SP is also preferable when you are betting on very late information. If you base your selections on parade-ring reports, final declarations, or last-minute track-condition updates, taking SP aligns your bet with the most current information. An early price taken at 10am does not reflect the fact that the track was watered at 4pm, or that the dog you backed was sweating in the parade ring. SP captures — however imperfectly — the state of the world at race time.
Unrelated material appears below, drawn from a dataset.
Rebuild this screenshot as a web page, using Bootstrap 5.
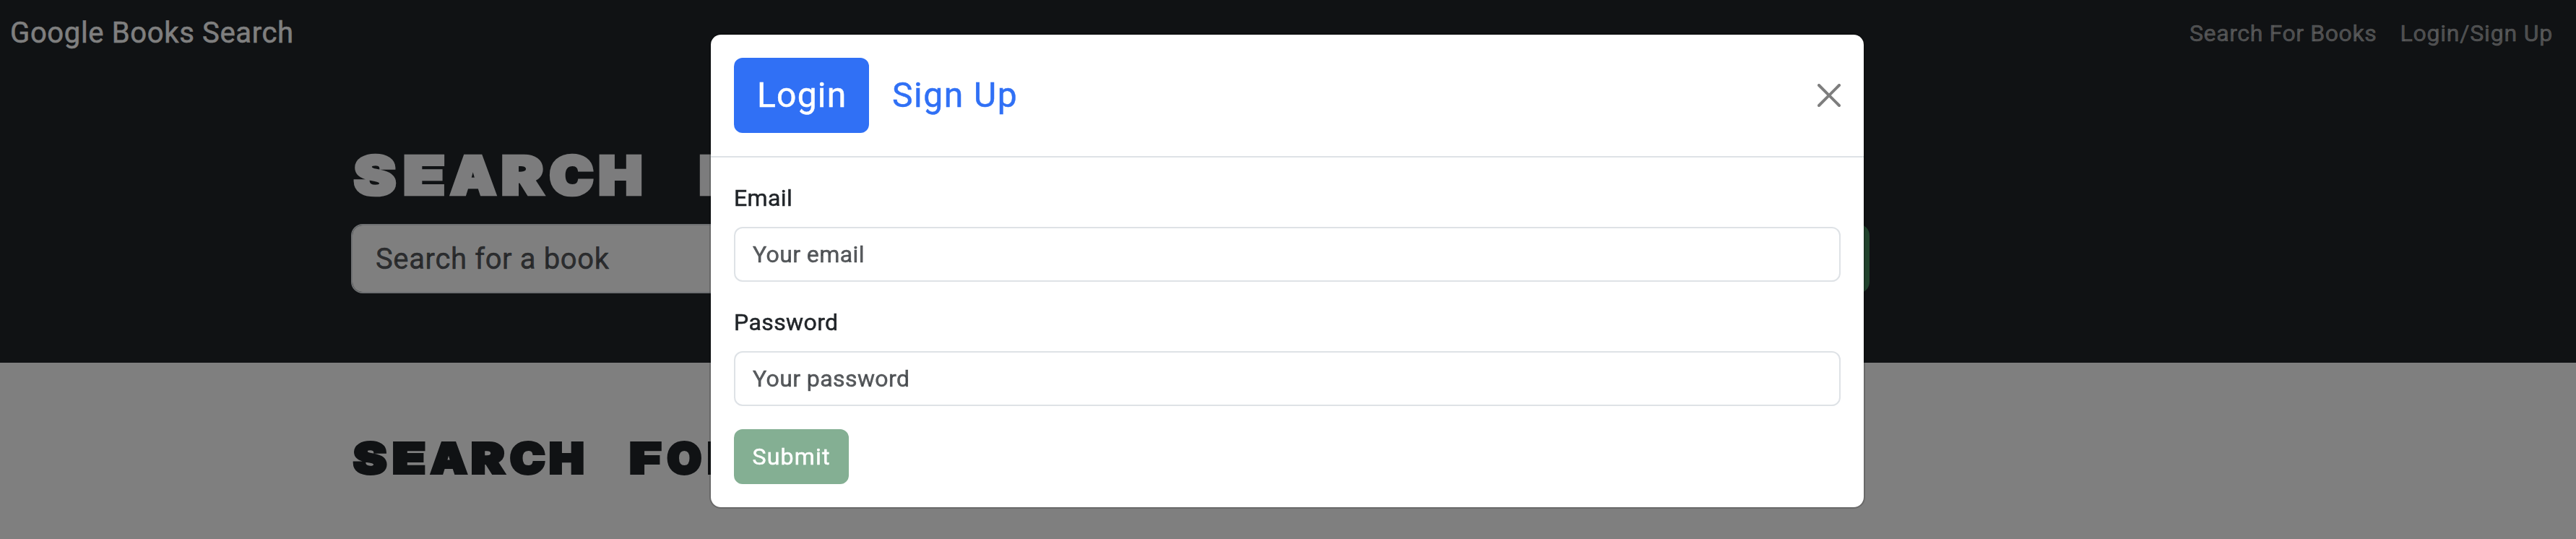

Finally, if BOG is not available on your platform, the early-price vs SP decision becomes a genuine risk assessment. Without BOG, taking an early price means accepting the risk that the SP might be better. If you believe the market is likely to move against the dog — other bettors will back it, shortening the price — then early price is better. If you believe the dog might drift — perhaps it was over-hyped in the morning — then SP gives you the benefit of the drift. Without the safety net of BOG, the decision requires a judgement on likely market direction.

Timing Is Part of the Bet

When you bet matters as much as what you bet. Two bettors can back the same dog in the same race and receive different returns, purely because one took the early price and the other accepted SP. Over a season of greyhound betting, these pricing differences are not marginal — they are the difference between a profitable record and a losing one.
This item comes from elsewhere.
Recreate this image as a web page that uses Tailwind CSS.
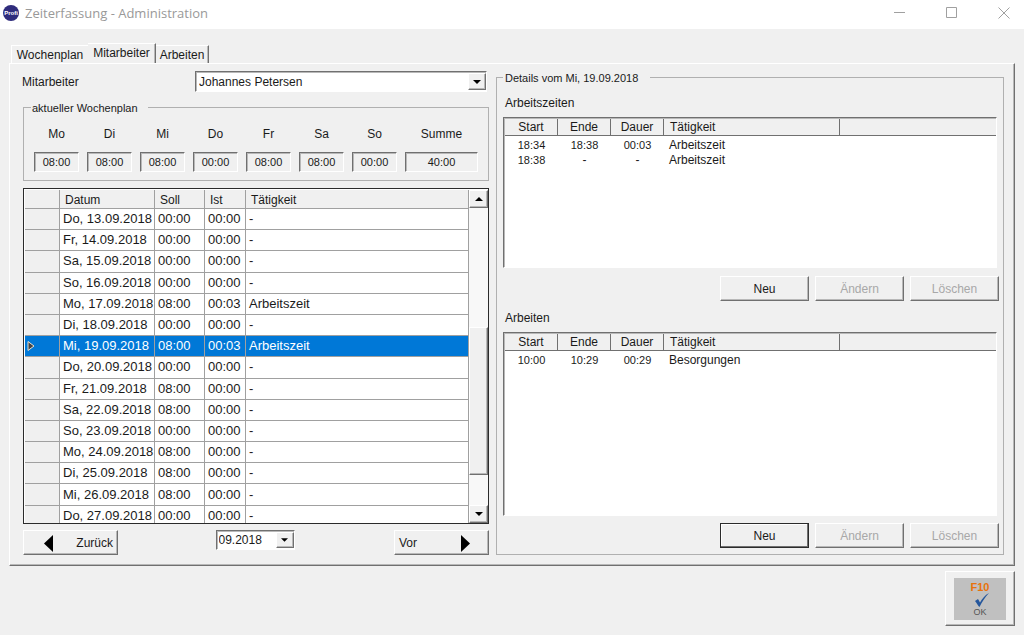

The optimal default for most greyhound bettors is: take the early price when you have a strong form-based opinion and BOG is available. Accept SP when you are uncertain, when non-runner risk is high, or when your selection is based on late information. This is not a rigid formula — every race has its own context — but it provides a framework that produces better prices over time than either “always early” or “always SP” as a blanket policy.

The price is not incidental to the bet. It is the bet. Getting the selection right at the wrong price is only slightly better than getting it wrong entirely. Treat timing as part of your analysis, and you will extract more value from the same selections than the bettor who never thinks about when to click.